From Colin Seymors' page....................

"Gold down further in Europe, silver steadies" (see below): A newswire report today [27/5/98] on a Swiss government proposal to halve the Swiss National Bank's required store of gold from 2,600 tonnes. They said that for monetary policy, around half is sufficient, while the other half can be used for other purposes.

This is in fact a reiteration of what has already been said, on Friday 24th April 1998, and previously on Friday 24th October, 1997. These proposals as well as requiring approval in Parliament, must also be submitted to a popular referendum.

Although opinion polls have shown support for Swiss gold sales, on a much smaller scale, to support charitable funds to compensate for Nazi gold hoarding, the sale of large quantities of gold in abandonment of a Swiss tradition of gold backed currency is an entirely different matter. This was addressed on 5th November, 1997, by USA Gold who reported that "recent polling in Switzerland over the gold issue showed the Swiss people are opposed by a comfortable margin".

USA Gold also commented then that any potential Swiss gold sales are likely to be much less than 1400 tons and will be made over a 5-10 year period starting from year 2000.

The timing of the original Swiss gold sale announcement coincided with that occasion, on the 23rd October 1997, when the Hong Kong Hang Seng Index closed down -1211.47 points or 10.41% at 10426.30, as a result of currency speculator attacks on the HK currency peg against the U.S. dollar. The intraday drop of 14.6 percent was the biggest recorded since the 1989 Tiananmen Square massacre in Beijing.

The very day after this major event in world markets, i.e. Friday 24th October 1997, the Swiss National Bank and the Swiss Finance Ministry made the original "disposal of 1,400 metric tons of gold" statement. Then, gold dropped $16.10/oz to $308.60 after a group of experts appointed by Swiss National Bank and the Swiss finance ministry proposed selling 1,400 tonnes.

Just a few days after the HK drop and the original Swiss gold announcement, we had the "mini crash" of October 1997! The Dow Jones ended October 27th down -554.26 ( a record points drop ) at 7161.15. On the way it triggered not one but two of the larger market curbs ( halts in trading ) that were put in place after 1987 to prevent another crash- the first time that these levels had been triggered.

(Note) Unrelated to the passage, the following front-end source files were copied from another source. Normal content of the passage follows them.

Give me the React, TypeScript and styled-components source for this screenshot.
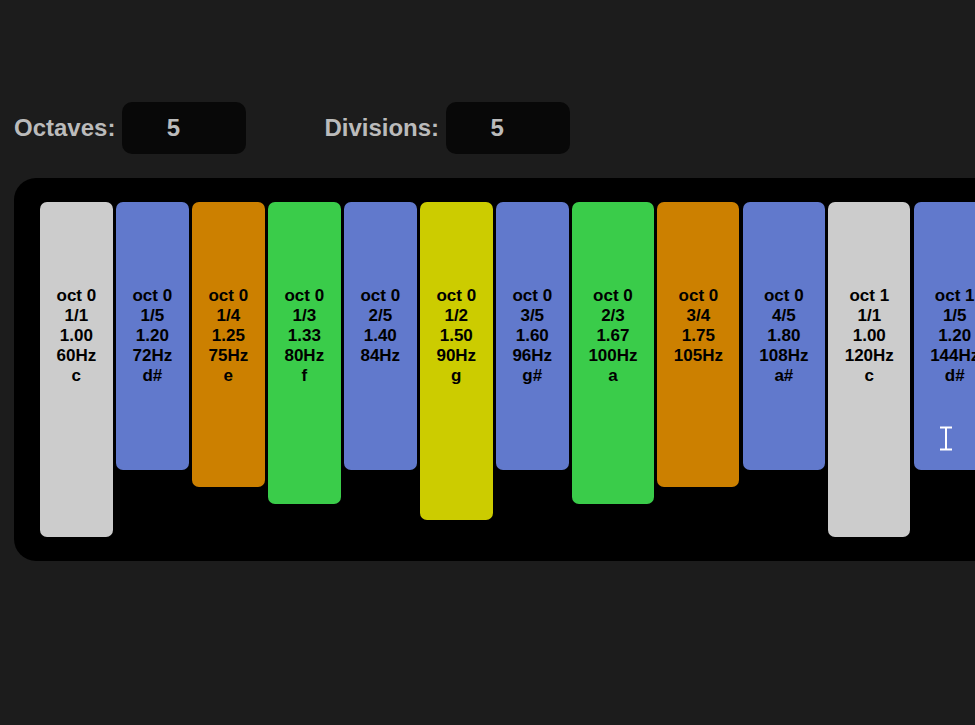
import React from "react";
import styled, { createGlobalStyle } from "styled-components";

const Global = createGlobalStyle`
  html, body {
    margin: 0;
    padding: 0;
    background: #1c1c1c;
    overflow: hidden;
    font-family: "Liberation Sans", Arial, sans-serif;
  }
`;

const Page = styled.div`
  position: relative;
  width: 975px;
  height: 725px;
  padding: 102px 0 0 14px;
  box-sizing: border-box;
`;

const Controls = styled.div`
  display: flex;
  align-items: center;
  height: 52px;
`;

const Field = styled.label`
  display: flex;
  align-items: center;
  gap: 7px;
  margin-right: 78px;
`;

const Label = styled.span`
  font-size: 24px;
  font-weight: bold;
  color: #bbbbbb;
`;

const NumberBox = styled.input`
  width: 124px;
  height: 52px;
  box-sizing: border-box;
  border: none;
  outline: none;
  border-radius: 10px;
  background: #080808;
  color: #bbbbbb;
  font-family: "Liberation Sans", Arial, sans-serif;
  font-size: 24px;
  font-weight: bold;
  text-align: center;
  padding: 0 22px 0 0;
`;

const Panel = styled.div`
  display: flex;
  align-items: flex-start;
  gap: 3.3px;
  width: max-content;
  margin-top: 24px;
  padding: 24px 26px;
  background: #000;
  border-radius: 22px;
`;

const Key = styled.div<{ $color: string; $h: number }>`
  background: ${(p) => p.$color};
  height: ${(p) => p.$h}px;
  padding: 84px 16.5px 0;
  box-sizing: border-box;
  border-radius: 7px;
  color: #000;
  font-size: 17px;
  font-weight: bold;
  line-height: 20px;
  text-align: center;
  white-space: nowrap;
`;

const Line = styled.div``;

const Cursor = styled.svg`
  position: absolute;
  left: 939px;
  top: 426px;
`;

const GRAY = "#cccccc";
const BLUE = "#6179cc";
const ORANGE = "#cc8000";
const GREEN = "#3acc4a";
const YELLOW = "#cccc00";

type K = { lines: string[]; color: string; h: number };

const keys: K[] = [
  { lines: ["oct 0", "1/1", "1.00", "60Hz", "c"], color: GRAY, h: 335 },
  { lines: ["oct 0", "1/5", "1.20", "72Hz", "d#"], color: BLUE, h: 268 },
  { lines: ["oct 0", "1/4", "1.25", "75Hz", "e"], color: ORANGE, h: 285 },
  { lines: ["oct 0", "1/3", "1.33", "80Hz", "f"], color: GREEN, h: 302 },
  { lines: ["oct 0", "2/5", "1.40", "84Hz"], color: BLUE, h: 268 },
  { lines: ["oct 0", "1/2", "1.50", "90Hz", "g"], color: YELLOW, h: 318 },
  { lines: ["oct 0", "3/5", "1.60", "96Hz", "g#"], color: BLUE, h: 268 },
  { lines: ["oct 0", "2/3", "1.67", "100Hz", "a"], color: GREEN, h: 302 },
  { lines: ["oct 0", "3/4", "1.75", "105Hz"], color: ORANGE, h: 285 },
  { lines: ["oct 0", "4/5", "1.80", "108Hz", "a#"], color: BLUE, h: 268 },
  { lines: ["oct 1", "1/1", "1.00", "120Hz", "c"], color: GRAY, h: 335 },
  { lines: ["oct 1", "1/5", "1.20", "144Hz", "d#"], color: BLUE, h: 268 },
  { lines: ["oct 1", "1/4", "1.25", "150Hz", "e"], color: ORANGE, h: 285 },
];

export default function App() {
  return (
    <>
      <Global />
      <Page>
        <Controls>
          <Field>
            <Label>Octaves:</Label>
            <NumberBox defaultValue="5" />
          </Field>
          <Field>
            <Label>Divisions:</Label>
            <NumberBox defaultValue="5" />
          </Field>
        </Controls>
        <Panel>
          {keys.map((k, i) => (
            <Key key={i} $color={k.color} $h={k.h}>
              {k.lines.map((l, j) => (
                <Line key={j}>{l}</Line>
              ))}
            </Key>
          ))}
        </Panel>
        <Cursor width="14" height="25" viewBox="0 0 14 25">
          <path d="M1 1.5h12M7 1.5v22M1 23.5h12" stroke="#ffffff" strokeWidth="2" fill="none" />
        </Cursor>
      </Page>
    </>
  );
}
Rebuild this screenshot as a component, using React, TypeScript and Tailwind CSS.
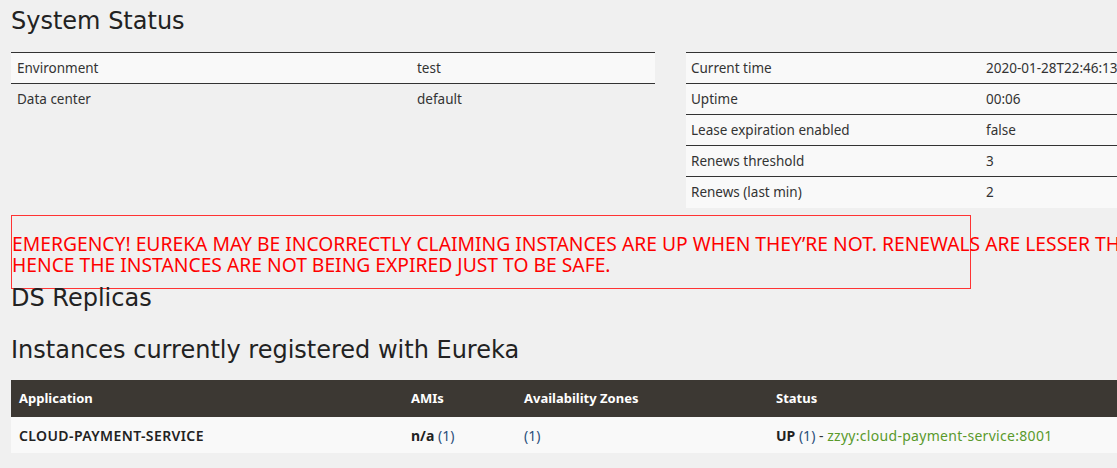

With "Asian markets on their knees" overnight, yesterday's falls in the US indices, and a 2% fall in the FTSE100, can it be any coincidence that the Swiss trotted out this gold announcement once more when world markets look weak?

There is no doubt that gold is a political metal, and has been since ancient times. "This is true for the very simple reason that Gold in its historical role as a currency is fundamentally incompatible with the modern worldwide financial system" - See The Privateer. The Privateer also commented in a past editorial that "It should be pointed out that the Swiss people hardly ever agree to anything via a referendum."

When gold rises, the risk of inflation is seen, which would be a plus for interest rates and returns on bonds, and a negative for stocks. A rising gold price would suggest that there is another place for "flight to safety" funds to go to. A lower gold price also benefits those with short positions in gold, of which there are approximately 8000 Tonnes outstanding, according to noted analyst Frank Veneroso. With a "flight to marks and Sfr" also being reported today, could it be that the US and the Swiss are cooperating to limit the flow from dollars to Swiss (gold-backed) francs?

So why have the Swiss brought up the gold sale question TODAY? You are invited to make your own conclusions!